- Location: Crni Vrh, Bosnia and Herzegovina
- Coordinates: 44°21′20″N 19°03′15″E﻿ / ﻿44.35556°N 19.05417°E
- Date: 1992–1995
- Target: Bosnian Muslims
- Attack type: Mass killing and ethnic cleansing
- Deaths: 629
- Perpetrators: Serb paramilitary groups

= Crni Vrh mass grave =

The Crni Vrh mass grave, discovered in 2003, is among the largest mass graves found in Bosnia and Herzegovina after the Bosnian War of the 1990s. It was discovered on the mountain Crni Vrh, and contained the remains of 629 Bosniak victims, killed by Serb forces in the villages surrounding Zvornik in 1992 and Srebrenica in 1995. The International Commission on Missing Persons said that the victims had originally been buried in other locations, but were reburied in the remote grave on Crni Vrh after the war in an effort to conceal the crimes.
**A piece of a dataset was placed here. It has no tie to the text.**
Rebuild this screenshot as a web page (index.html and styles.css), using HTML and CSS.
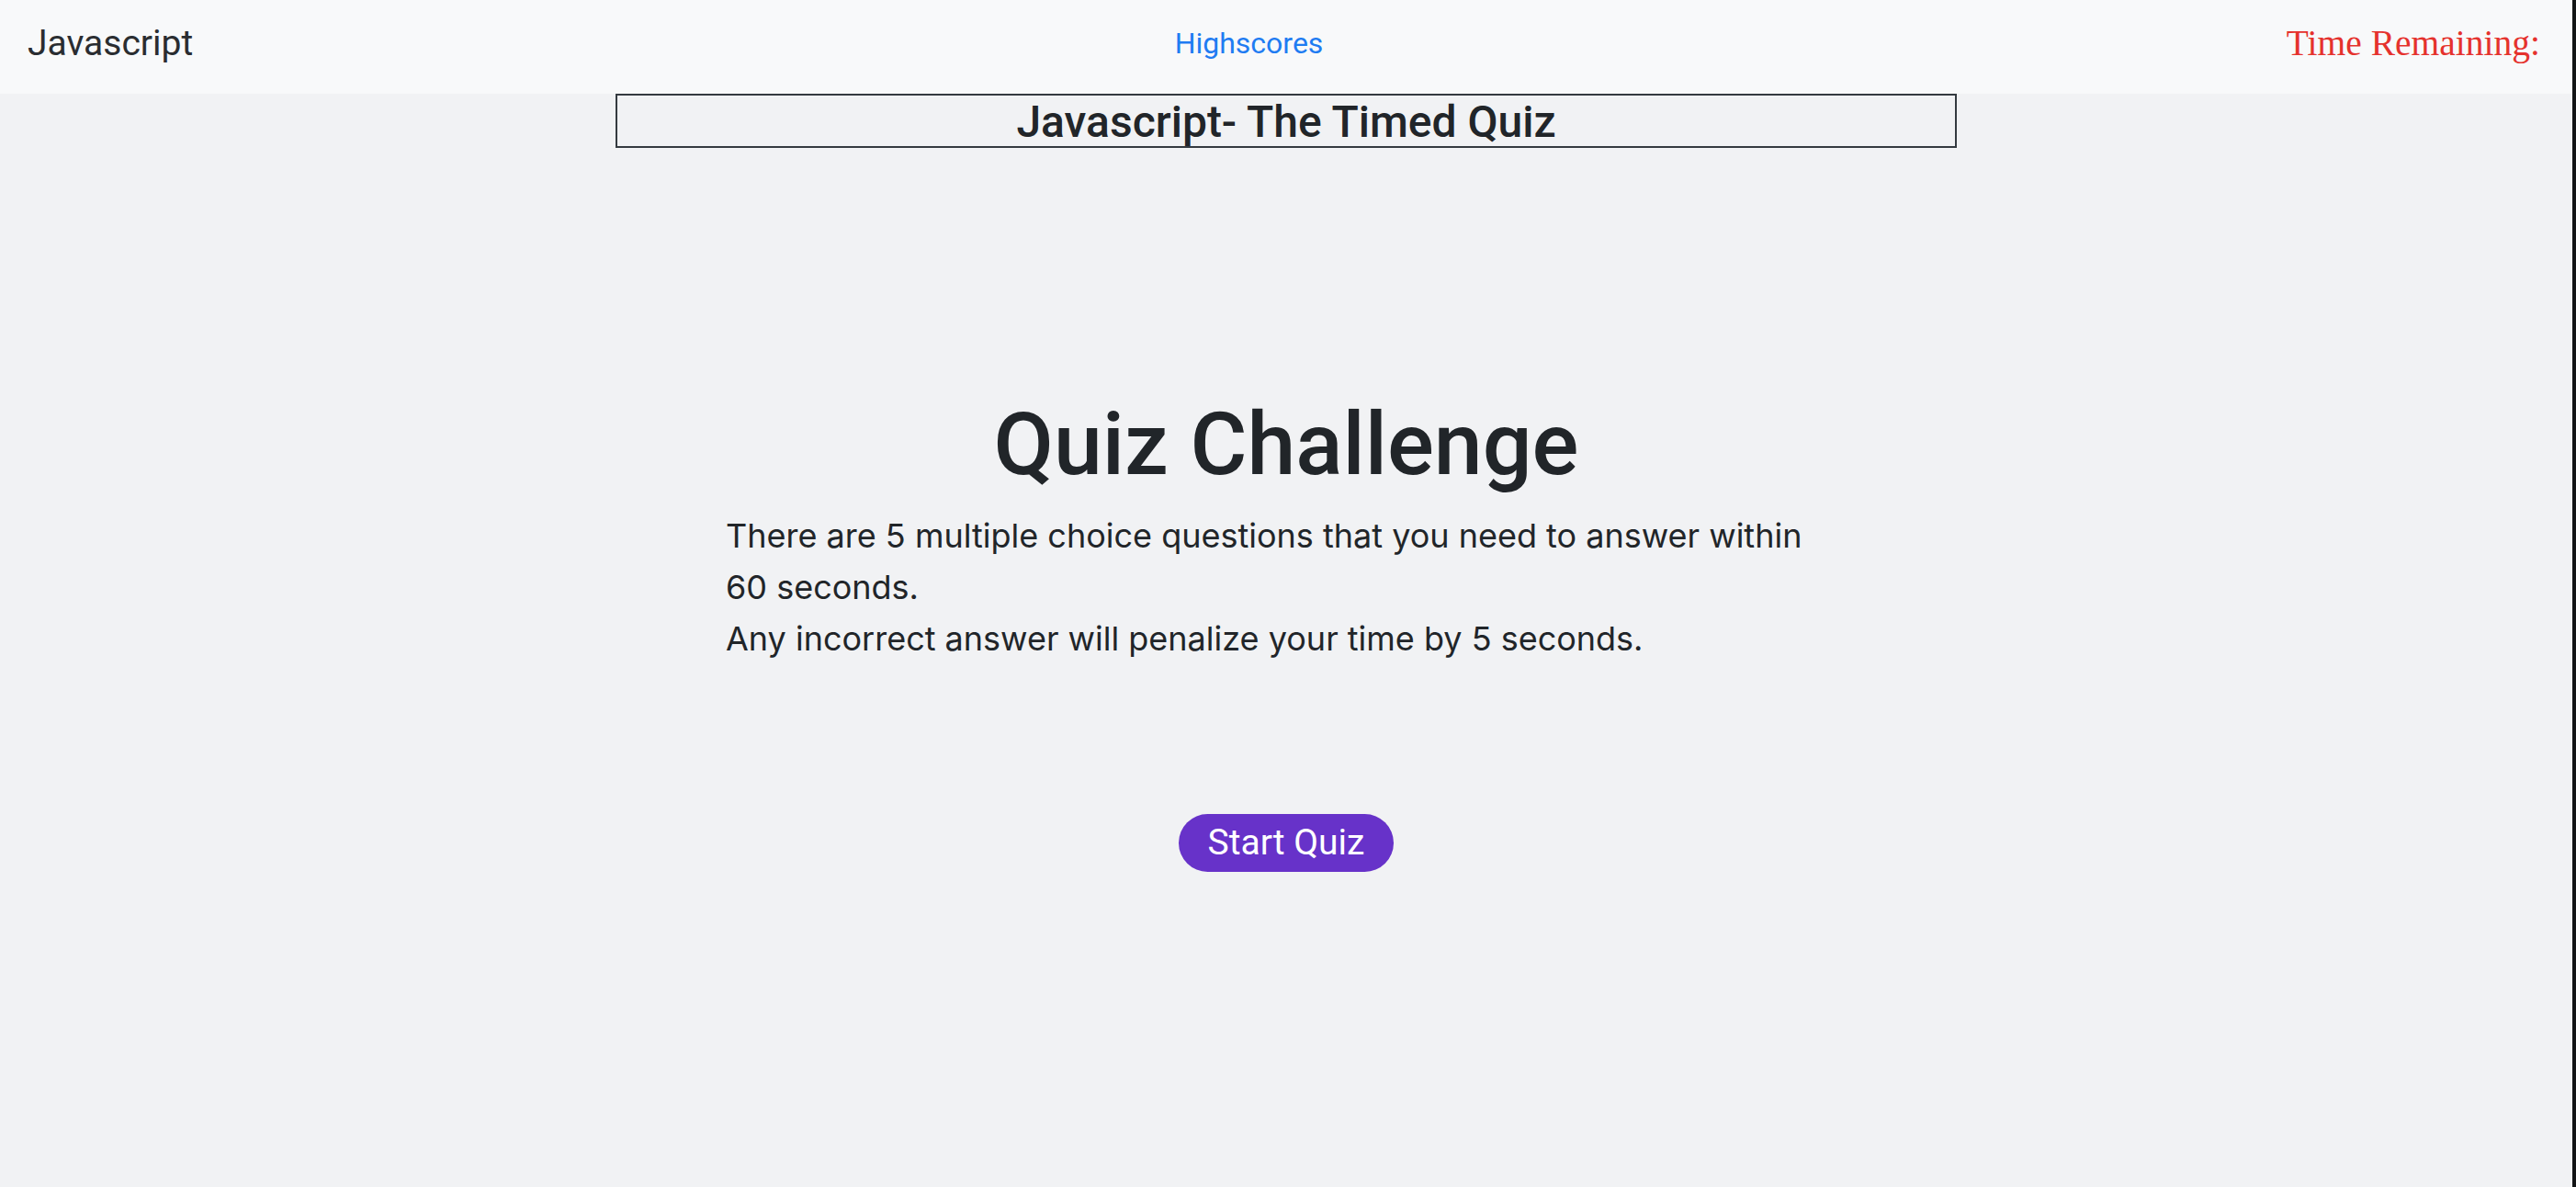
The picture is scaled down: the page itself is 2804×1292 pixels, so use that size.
FILE: index.html
```html
<!DOCTYPE html>
<html lang="en">
<head>
<meta charset="utf-8">
<title>Javascript- The Timed Quiz</title>
<link rel="stylesheet" href="styles.css">
</head>
<body>
<div class="page">
  <nav class="navbar">
    <span class="brand">Javascript</span>
    <a class="nav-link" href="#">Highscores</a>
    <div class="timer">Time Remaining:</div>
  </nav>
  <header class="title-box">
    <h3 class="title">Javascript- The Timed Quiz</h3>
  </header>
  <main class="intro">
    <h1 class="intro-heading">Quiz Challenge</h1>
    <p class="intro-text">There are 5 multiple choice questions that you need to answer within 60 seconds.<br>Any incorrect answer will penalize your time by 5 seconds.</p>
    <button class="start-btn" type="button">Start Quiz</button>
  </main>
</div>
<div class="edge"></div>
</body>
</html>
```

FILE: styles.css
```css
html, body {
  margin: 0;
  padding: 0;
  height: 100%;
}

body {
  display: flex;
  font-family: Roboto, "Liberation Sans", Arial, sans-serif;
  color: #212529;
  background: #f1f2f4;
}

.page {
  flex: 1;
  display: flex;
  flex-direction: column;
  background: #f1f2f4;
  min-width: 0;
}

.edge {
  width: 4px;
  flex: 0 0 4px;
  background: #131516;
}

.navbar {
  height: 102px;
  box-sizing: border-box;
  background: #f8f9fa;
  display: flex;
  align-items: center;
  justify-content: space-between;
  padding: 0 35px 8px 30px;
}

.brand {
  font-size: 39px;
  line-height: 48px;
  color: #2a2d31;
}

.nav-link {
  font-size: 32px;
  line-height: 38px;
  color: #1f7cf2;
  text-decoration: none;
  margin-left: 20px;
}

.timer {
  font-family: "Liberation Serif", "Times New Roman", serif;
  font-size: 39.5px;
  line-height: 45px;
  color: #e5322d;
}

.title-box {
  width: 1460px;
  box-sizing: border-box;
  margin: 0 auto;
  border: 2px solid #343a40;
  height: 59px;
  padding-top: 3px;
}

.title {
  margin: 0;
  font-size: 48px;
  font-weight: 500;
  line-height: 52px;
  text-align: center;
  color: #212529;
}

.intro {
  display: flex;
  flex-direction: column;
  align-items: center;
  padding-top: 265px;
}

.intro-heading {
  margin: 0;
  font-size: 95px;
  font-weight: 500;
  line-height: 115px;
  color: #212529;
}

.intro-text {
  width: 1220px;
  margin: 14px 0 0;
  font-family: Inter, Roboto, "Liberation Sans", sans-serif;
  font-size: 36px;
  line-height: 56px;
  color: #212529;
}

.start-btn {
  margin-top: 163px;
  height: 63px;
  padding: 0 32px;
  border: none;
  border-radius: 32px;
  background: #6732c9;
  color: #ffffff;
  font-family: Roboto, "Liberation Sans", Arial, sans-serif;
  font-size: 39px;
  line-height: 63px;
  cursor: pointer;
}
```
==Discovery and exhumation==
In 2003, a mass grave containing the remains of 629 Bosniak victims killed by Serb forces was uncovered on Mount Crni Vrh, and became one of the largest discovered mass grave in Bosnia and Herzegovina following the Bosnian War of the 1990's. The exhumation of the mass grave began on 28 July 2003. On 20 August 2003, it was announced that 112 complete bodies and about 40 other incomplete corpses had been exhumed at that point, with hundreds more expect to be discovered in the grave. During the two-month exhumation of the site, Crni Vrh was visited by numerous local and foreign officials, assuring the severity of the crime. Clothing and documents found in the mass grave indicated that the victims were mostly Bosnian Muslim civilians who were killed by local Serb forces in the period between April and June 1992 in and around Zvornik. The decomposed corpses of men, women and children were found. The body of a Muslim child between five and six years of age was found, killed by a bullet in the spine. The hands of some of the victims were tied before their executions.

==Burials and trials==
On 15 April 2006, 42 of the exhumed victims from Crni Vrh and another mass grave in Kazanbašča were laid to rest in the Martyr cemetery in Memići near Kalesija. No one has been indicted by the International Criminal Tribunal for the former Yugoslavia (ICTY).